Dataset items:

— Begin —

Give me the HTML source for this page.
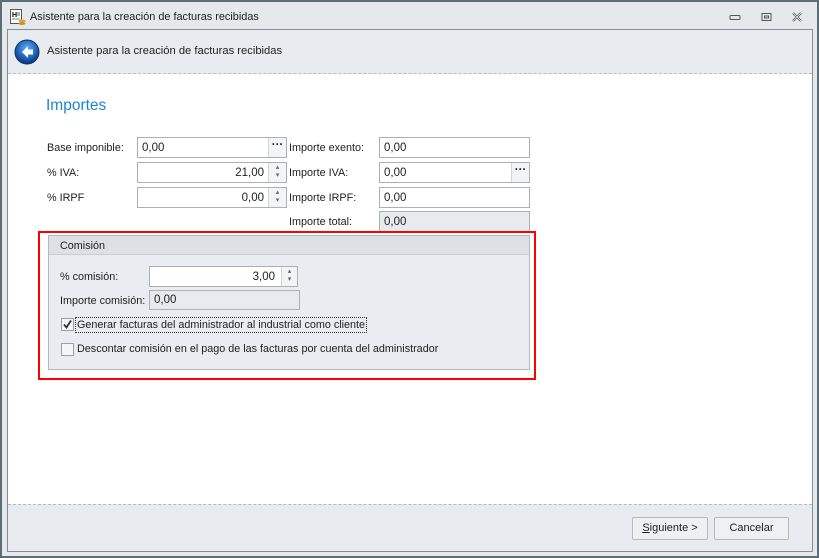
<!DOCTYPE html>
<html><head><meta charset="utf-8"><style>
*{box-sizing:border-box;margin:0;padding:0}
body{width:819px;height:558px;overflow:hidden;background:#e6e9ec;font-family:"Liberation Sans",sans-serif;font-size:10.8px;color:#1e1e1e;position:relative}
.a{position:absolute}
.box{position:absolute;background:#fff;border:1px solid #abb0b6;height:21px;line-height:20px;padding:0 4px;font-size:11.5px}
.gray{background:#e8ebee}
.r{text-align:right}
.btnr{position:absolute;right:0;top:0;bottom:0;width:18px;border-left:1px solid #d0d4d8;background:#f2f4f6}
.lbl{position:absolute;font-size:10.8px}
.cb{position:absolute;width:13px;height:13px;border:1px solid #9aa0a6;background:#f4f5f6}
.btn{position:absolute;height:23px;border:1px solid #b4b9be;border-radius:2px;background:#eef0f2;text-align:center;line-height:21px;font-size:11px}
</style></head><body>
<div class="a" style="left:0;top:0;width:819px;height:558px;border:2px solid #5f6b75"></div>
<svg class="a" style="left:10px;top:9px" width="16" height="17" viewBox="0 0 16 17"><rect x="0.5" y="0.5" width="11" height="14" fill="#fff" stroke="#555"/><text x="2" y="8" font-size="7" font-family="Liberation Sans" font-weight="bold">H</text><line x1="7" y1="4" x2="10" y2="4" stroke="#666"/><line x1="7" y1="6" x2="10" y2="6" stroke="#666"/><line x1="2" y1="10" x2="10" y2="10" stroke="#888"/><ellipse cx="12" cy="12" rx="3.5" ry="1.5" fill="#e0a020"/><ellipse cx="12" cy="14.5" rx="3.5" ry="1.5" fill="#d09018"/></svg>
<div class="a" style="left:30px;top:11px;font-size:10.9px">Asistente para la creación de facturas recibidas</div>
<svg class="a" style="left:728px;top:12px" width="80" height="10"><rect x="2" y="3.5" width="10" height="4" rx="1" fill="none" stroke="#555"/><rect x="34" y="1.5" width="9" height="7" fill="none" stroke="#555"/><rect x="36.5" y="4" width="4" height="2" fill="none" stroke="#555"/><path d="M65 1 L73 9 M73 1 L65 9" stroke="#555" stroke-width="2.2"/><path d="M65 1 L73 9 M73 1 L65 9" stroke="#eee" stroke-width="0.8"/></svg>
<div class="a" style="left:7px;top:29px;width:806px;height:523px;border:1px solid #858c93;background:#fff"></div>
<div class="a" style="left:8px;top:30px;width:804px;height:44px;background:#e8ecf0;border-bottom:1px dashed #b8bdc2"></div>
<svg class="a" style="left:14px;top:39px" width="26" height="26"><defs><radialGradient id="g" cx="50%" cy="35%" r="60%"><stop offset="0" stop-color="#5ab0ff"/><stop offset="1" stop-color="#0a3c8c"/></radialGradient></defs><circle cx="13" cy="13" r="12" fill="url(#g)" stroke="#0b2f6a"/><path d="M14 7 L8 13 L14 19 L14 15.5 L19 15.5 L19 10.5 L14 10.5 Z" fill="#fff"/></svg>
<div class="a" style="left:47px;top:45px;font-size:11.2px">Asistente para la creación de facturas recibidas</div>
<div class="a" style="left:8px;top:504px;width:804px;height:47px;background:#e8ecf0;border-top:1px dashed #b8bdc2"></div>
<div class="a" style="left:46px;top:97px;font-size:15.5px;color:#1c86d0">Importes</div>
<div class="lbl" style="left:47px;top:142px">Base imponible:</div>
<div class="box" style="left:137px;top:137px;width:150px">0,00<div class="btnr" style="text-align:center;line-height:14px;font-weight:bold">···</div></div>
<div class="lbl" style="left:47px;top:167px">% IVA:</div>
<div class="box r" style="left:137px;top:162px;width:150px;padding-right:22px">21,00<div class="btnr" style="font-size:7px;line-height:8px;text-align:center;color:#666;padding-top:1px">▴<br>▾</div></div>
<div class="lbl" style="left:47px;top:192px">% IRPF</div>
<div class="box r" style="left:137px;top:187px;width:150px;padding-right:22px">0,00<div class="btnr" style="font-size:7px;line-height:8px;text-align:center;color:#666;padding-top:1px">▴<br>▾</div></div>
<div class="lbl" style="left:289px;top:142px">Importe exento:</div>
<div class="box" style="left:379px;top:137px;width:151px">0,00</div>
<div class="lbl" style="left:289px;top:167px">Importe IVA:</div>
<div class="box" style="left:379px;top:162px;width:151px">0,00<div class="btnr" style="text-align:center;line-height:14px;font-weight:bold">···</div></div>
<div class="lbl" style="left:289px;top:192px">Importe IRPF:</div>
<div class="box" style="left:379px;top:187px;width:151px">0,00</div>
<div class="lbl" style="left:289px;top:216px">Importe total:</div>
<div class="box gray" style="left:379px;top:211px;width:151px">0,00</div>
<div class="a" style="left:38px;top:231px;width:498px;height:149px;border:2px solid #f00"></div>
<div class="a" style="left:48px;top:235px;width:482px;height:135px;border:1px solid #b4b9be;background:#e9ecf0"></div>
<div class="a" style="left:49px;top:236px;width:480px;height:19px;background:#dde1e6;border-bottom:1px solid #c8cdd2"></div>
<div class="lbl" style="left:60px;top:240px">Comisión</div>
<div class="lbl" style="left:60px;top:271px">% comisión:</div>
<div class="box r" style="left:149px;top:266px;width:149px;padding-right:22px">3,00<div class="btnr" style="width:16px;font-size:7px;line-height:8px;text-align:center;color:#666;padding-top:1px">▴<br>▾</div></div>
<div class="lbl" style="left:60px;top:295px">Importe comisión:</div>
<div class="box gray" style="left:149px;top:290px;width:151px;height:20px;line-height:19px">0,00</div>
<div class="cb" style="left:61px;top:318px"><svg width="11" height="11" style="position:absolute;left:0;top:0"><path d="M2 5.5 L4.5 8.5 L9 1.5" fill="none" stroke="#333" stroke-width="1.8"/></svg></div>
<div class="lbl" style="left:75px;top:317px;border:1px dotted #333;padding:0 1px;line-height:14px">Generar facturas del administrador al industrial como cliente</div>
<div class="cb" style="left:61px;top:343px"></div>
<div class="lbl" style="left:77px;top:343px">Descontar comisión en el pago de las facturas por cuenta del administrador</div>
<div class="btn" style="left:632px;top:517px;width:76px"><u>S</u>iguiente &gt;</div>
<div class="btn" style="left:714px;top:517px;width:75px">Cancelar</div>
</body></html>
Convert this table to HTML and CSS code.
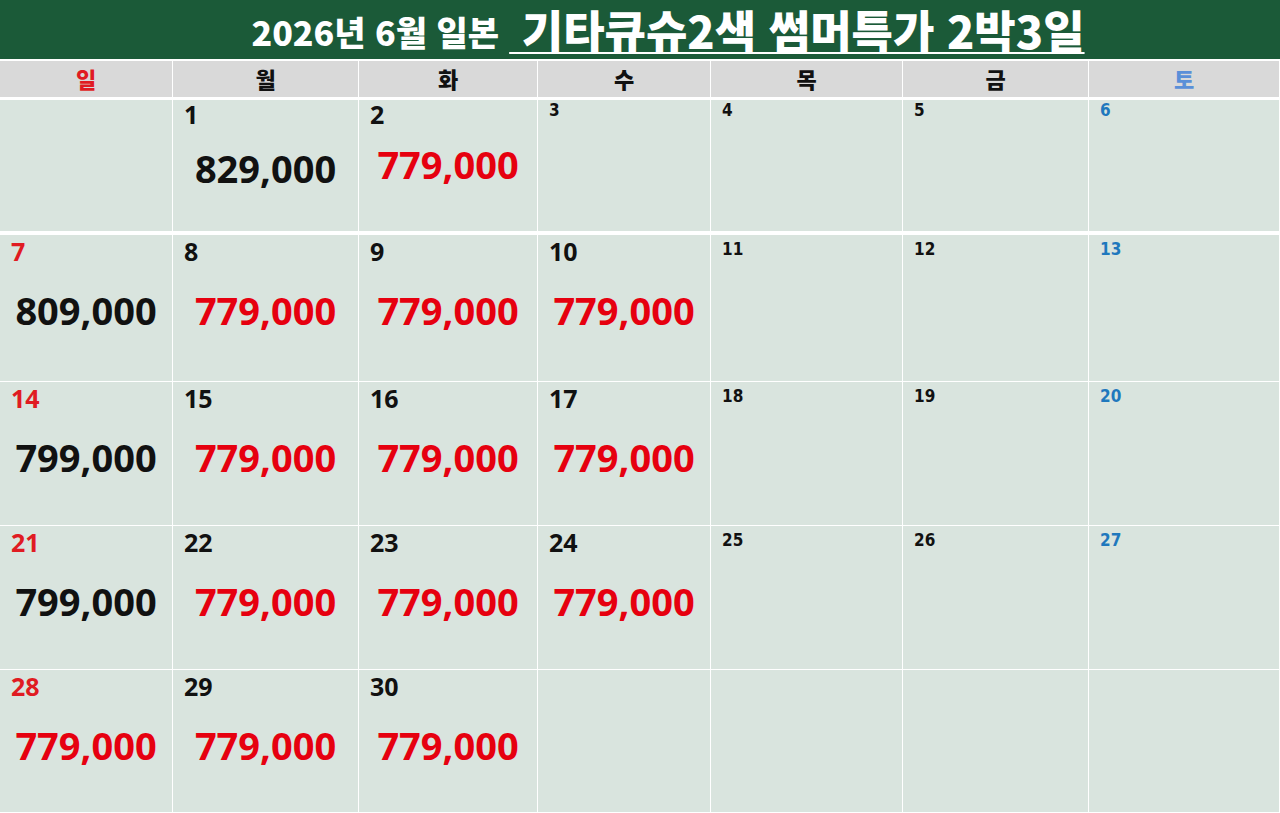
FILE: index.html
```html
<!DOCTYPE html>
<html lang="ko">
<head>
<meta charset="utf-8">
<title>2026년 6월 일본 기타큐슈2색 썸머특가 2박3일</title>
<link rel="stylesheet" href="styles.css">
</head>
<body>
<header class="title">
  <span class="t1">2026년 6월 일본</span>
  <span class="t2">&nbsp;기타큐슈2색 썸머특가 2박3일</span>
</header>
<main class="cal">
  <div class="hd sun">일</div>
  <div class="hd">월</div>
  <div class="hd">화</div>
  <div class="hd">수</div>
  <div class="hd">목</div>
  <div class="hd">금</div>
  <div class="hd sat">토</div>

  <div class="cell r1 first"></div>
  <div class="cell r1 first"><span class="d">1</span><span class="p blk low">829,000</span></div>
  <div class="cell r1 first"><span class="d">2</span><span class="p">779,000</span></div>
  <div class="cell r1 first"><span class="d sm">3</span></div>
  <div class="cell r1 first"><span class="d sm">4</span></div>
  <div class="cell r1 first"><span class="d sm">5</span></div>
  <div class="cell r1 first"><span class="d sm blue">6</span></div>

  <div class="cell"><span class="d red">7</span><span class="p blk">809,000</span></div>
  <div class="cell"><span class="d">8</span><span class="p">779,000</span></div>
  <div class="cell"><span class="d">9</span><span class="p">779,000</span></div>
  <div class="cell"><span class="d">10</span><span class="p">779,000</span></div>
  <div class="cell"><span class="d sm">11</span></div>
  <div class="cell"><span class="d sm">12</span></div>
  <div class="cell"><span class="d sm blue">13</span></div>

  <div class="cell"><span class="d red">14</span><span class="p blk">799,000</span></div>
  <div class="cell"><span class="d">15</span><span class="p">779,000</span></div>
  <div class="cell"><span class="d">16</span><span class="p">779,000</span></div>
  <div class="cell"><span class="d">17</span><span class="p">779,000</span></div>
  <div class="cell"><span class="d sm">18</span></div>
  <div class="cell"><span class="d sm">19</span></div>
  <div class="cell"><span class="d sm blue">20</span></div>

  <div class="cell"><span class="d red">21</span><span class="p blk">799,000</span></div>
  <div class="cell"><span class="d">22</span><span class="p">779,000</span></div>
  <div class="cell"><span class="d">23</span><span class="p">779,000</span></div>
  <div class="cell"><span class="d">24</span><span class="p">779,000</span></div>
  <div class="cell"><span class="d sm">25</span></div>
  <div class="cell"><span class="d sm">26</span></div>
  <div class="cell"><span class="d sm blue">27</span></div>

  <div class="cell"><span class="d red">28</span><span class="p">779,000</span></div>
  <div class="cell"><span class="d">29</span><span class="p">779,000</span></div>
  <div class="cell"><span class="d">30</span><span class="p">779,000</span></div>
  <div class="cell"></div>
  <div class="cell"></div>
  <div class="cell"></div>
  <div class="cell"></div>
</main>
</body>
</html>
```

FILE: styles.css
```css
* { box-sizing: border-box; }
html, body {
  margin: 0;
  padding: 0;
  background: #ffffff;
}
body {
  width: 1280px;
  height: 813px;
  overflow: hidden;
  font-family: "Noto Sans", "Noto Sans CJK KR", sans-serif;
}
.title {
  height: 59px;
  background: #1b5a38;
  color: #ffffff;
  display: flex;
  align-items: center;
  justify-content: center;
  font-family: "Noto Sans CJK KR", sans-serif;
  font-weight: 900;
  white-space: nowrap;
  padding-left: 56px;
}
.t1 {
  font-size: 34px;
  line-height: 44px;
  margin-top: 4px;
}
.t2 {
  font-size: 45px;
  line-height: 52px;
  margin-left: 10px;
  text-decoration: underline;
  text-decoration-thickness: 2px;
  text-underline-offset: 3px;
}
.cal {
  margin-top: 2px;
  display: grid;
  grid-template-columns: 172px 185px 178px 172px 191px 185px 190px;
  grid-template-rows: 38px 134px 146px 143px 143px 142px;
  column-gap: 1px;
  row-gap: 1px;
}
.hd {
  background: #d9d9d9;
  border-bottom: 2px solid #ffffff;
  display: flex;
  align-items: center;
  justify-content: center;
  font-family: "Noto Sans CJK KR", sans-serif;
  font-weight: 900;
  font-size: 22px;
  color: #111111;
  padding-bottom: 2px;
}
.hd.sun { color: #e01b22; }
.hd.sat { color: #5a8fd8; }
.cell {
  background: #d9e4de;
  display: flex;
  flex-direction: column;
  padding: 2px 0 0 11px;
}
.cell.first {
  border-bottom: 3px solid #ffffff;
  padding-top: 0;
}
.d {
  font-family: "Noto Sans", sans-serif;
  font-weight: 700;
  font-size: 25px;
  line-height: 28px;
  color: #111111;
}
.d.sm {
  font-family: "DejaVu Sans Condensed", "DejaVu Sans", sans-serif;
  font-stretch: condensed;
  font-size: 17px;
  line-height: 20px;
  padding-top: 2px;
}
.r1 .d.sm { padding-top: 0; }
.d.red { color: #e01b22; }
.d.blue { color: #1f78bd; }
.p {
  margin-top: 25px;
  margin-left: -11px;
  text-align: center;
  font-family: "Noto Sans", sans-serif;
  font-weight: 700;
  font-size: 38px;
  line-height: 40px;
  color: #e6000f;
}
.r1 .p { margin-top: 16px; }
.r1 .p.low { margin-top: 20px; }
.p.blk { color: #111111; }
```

— End —

From the data above, pick out each line containing "this" and copy it.

Give me the HTML source for this page.
Convert this table to HTML and CSS code.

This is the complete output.